Catholic Church paedophile networks to be mapped 'like organised crime' by academics

By Giselle Wakatama
Australian Broadcasting Corporation
February 04, 2021

The role of women, nuns and seminaries in paedophile networks are also being mapped.
Photo by Daniel Munoz

Jodi Death is a criminologist leading the mapping project.

Researchers say in Victoria they found there were clusters of abusers who ended up clustered together.

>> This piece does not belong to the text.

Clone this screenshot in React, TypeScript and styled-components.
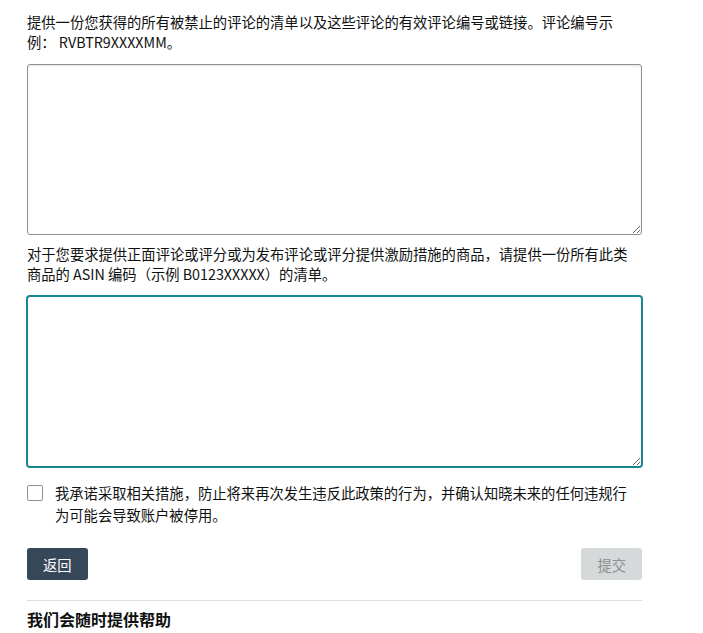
import React from "react";
import styled, { createGlobalStyle } from "styled-components";

const Global = createGlobalStyle`
  html, body { margin: 0; padding: 0; background: #ffffff; }
  body {
    font-family: "Noto Sans CJK SC", "Noto Sans", sans-serif;
    color: #0f1111;
  }
  * { box-sizing: border-box; }
`;

const Page = styled.div`
  width: 703px;
  height: 633px;
  overflow: hidden;
  padding: 12px 0 0 27px;
`;

const Form = styled.div`
  width: 615px;
  display: flex;
  flex-direction: column;
`;

const Label = styled.p<{ $gap: number }>`
  margin: 0 0 ${(p) => p.$gap}px 0;
  width: 608px;
  font-size: 14.3px;
  line-height: 20px;
  color: #0f1111;
`;

const TextArea = styled.textarea<{ $active?: boolean; $gap: number }>`
  display: block;
  width: 615px;
  height: 171px;
  margin: 0 0 ${(p) => p.$gap}px 0;
  border: 1px solid ${(p) => (p.$active ? "#1a8590" : "#8d9090")};
  box-shadow: ${(p) => (p.$active ? "0 0 0 1px #1a8590" : "inset 0 1px 2px rgba(15,17,17,0.12)")};
  border-radius: 3px;
  background: #fff;
  resize: vertical;
  font-family: inherit;
  font-size: 14px;
  outline: none;
`;

const CheckRow = styled.label`
  display: flex;
  align-items: flex-start;
  gap: 12px;
  margin-bottom: 22px;
`;

const Box = styled.span`
  flex: none;
  width: 16px;
  height: 16px;
  margin-top: 3px;
  border: 1px solid #8d9096;
  border-radius: 2px;
  background: #fff;
`;

const CheckText = styled.span`
  width: 580px;
  font-size: 14.3px;
  line-height: 22px;
  color: #0f1111;
`;

const Actions = styled.div`
  display: flex;
  justify-content: space-between;
  align-items: flex-start;
  padding-bottom: 20px;
  border-bottom: 1px solid #dddddd;
`;

const Button = styled.button<{ $variant: "dark" | "disabled" }>`
  height: 32px;
  padding: 0 16px;
  border: none;
  border-radius: 3px;
  font-family: inherit;
  font-size: 14.3px;
  background: ${(p) => (p.$variant === "dark" ? "#37475a" : "#d5d9d9")};
  color: ${(p) => (p.$variant === "dark" ? "#ffffff" : "#8b8f92")};
  cursor: ${(p) => (p.$variant === "dark" ? "pointer" : "default")};
`;

const Heading = styled.h3`
  margin: 6px 0 0 0;
  font-size: 16px;
  line-height: 24px;
  font-weight: 700;
  color: #0f1111;
`;

export default function App() {
  return (
    <>
      <Global />
      <Page>
        <Form>
          <Label $gap={12}>
            提供一份您获得的所有被禁止的评论的清单以及这些评论的有效评论编号或链接。评论编号示例： RVBTR9XXXXMM。
          </Label>
          <TextArea $gap={9} />
          <Label $gap={12}>
            对于您要求提供正面评论或评分或为发布评论或评分提供激励措施的商品，请提供一份所有此类商品的 ASIN 编码（示例 B0123XXXXX）的清单。
          </Label>
          <TextArea $active $gap={15} />
          <CheckRow>
            <Box />
            <CheckText>
              我承诺采取相关措施，防止将来再次发生违反此政策的行为，并确认知晓未来的任何违规行为可能会导致账户被停用。
            </CheckText>
          </CheckRow>
          <Actions>
            <Button $variant="dark">返回</Button>
            <Button $variant="disabled">提交</Button>
          </Actions>
          <Heading>我们会随时提供帮助</Heading>
        </Form>
      </Page>
    </>
  );
}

Bob O'Toole was sexually assaulted by a Newcastle Marist brother.
Photo by Dan Cox

Abuse survivors briefed in Newcastle about the paedophile mapping project.
Photo by Giselle Wakatama

Survivor Scott Hallett has applauded the mapping project.
Photo by Mark Reddie

A "mafia-like" code of silence among "dark networks" within the Catholic Church has begun to emerge from a world-first project mapping clerical paedophile networks, says an academic behind the project.

The project is led by Newcastle sociologist Kathleen McPhillips and criminologist Jodi Death (pronounced Deeth) from Queensland University of Technology's (QUT) law faculty.

The research builds on work done by Sally Muytjens, one of Dr Death's doctoral students, who mapped Catholic paedophile networks in Victoria.

The mapping will now include other hotspots such as Newcastle and the role of women in the church, nuns and seminaries.

The Victorian project identified 99 clergy members as abusers linked to 16 paedophile networks in the Melbourne and Ballarat dioceses.

It found there was a "mafia-like" code of silence among clergy perpetrators who formed dark networks (DNs) within the Victorian Catholic Church.

"Examples of DNs include terrorist organisations, youth gangs, drug-trafficking rings, price-fixing cartels, and other criminal enterprises."

Hunter survivors in focus

Abuse at the hands of paedophile clerical networks in the Maitland-Newcastle Catholic Diocese is now on the radar of the researchers.

They have been briefed by about 50 abuse survivors and family members associated with the Clergy Abuse Network (CAN).

"There is enormous enthusiasm for the project because a lot of the survivors are convinced that there were, and probably are, networks of paedophiles," said CAN founder and survivor Bob O'Toole.

Dr Death said the survivors were invaluable as they held so much information about what happened and how it happened.

Dr McPhillips said it was a world-first project.

"We are using documents, but for the very first time we are using the oral histories of survivors to map these paedophile networks across the Catholic Church, so the potential is enormous."

Dr Death said every survivor likely held information they may not be aware was important in a larger map.

"The end result is we want a map that tells us about all the connections," she said.

"We would like to know if that's the case across the country and, in the long-term, around the world — we would like a world map."

Light shone on nuns, seminaries

Women in the Church will be examined as part of the mapping process.

"We know it's coming from nuns and lay teachers," Dr Death said.

"They are really understudied, and nuns were also vulnerable as victims themselves.

"We need to map and unpack that issue."

Seminaries, colleges where priests where received training, were also deemed a lure for paedophiles, Dr Death said.

"Seminaries were places where people would make connections," she said.

"There is also evidence of clergy taking young boys back to a seminary to be abused by other seminarians."

'Like a chocolate wheel'

Clerical abuse survivors have backed the project, with dozens telling the ABC they will share their stories.

Scott Hallett was abused by Vincent Ryan, who was banned from priestly duties after abusing more than 30 boys.

He said it sickened him to think paedophiles were shuffled around.

Gerard McDonald was abused by the same priest and welcomed the mapping project.

"It is about time. People need to realise that it has been happening for too long and it is time people stood up," he said.

British child migrant Mick Kenny was six in the 1950s when he was placed in a Newcastle children's home.

He said the mapping project would be confronting, but well worth it.

Geoffrey Nash's brother Andrew is the youngest known clerical abuse suicide victim in Australia.

Andrew Nash died in 1974 aged 13 and Geoffrey said the mapping project was a painful but positive step.

Australia's first dedicated police strikeforce into Catholic clergy abuse was set up in the Hunter Valley in 2007.

Strikeforce Georgiana netted 19 offenders who were convicted of more than 600 offences, relating to 182 victims.

Researchers have not put a timeline on the mapping project but say once finished in Australia they intend to move their research offshore.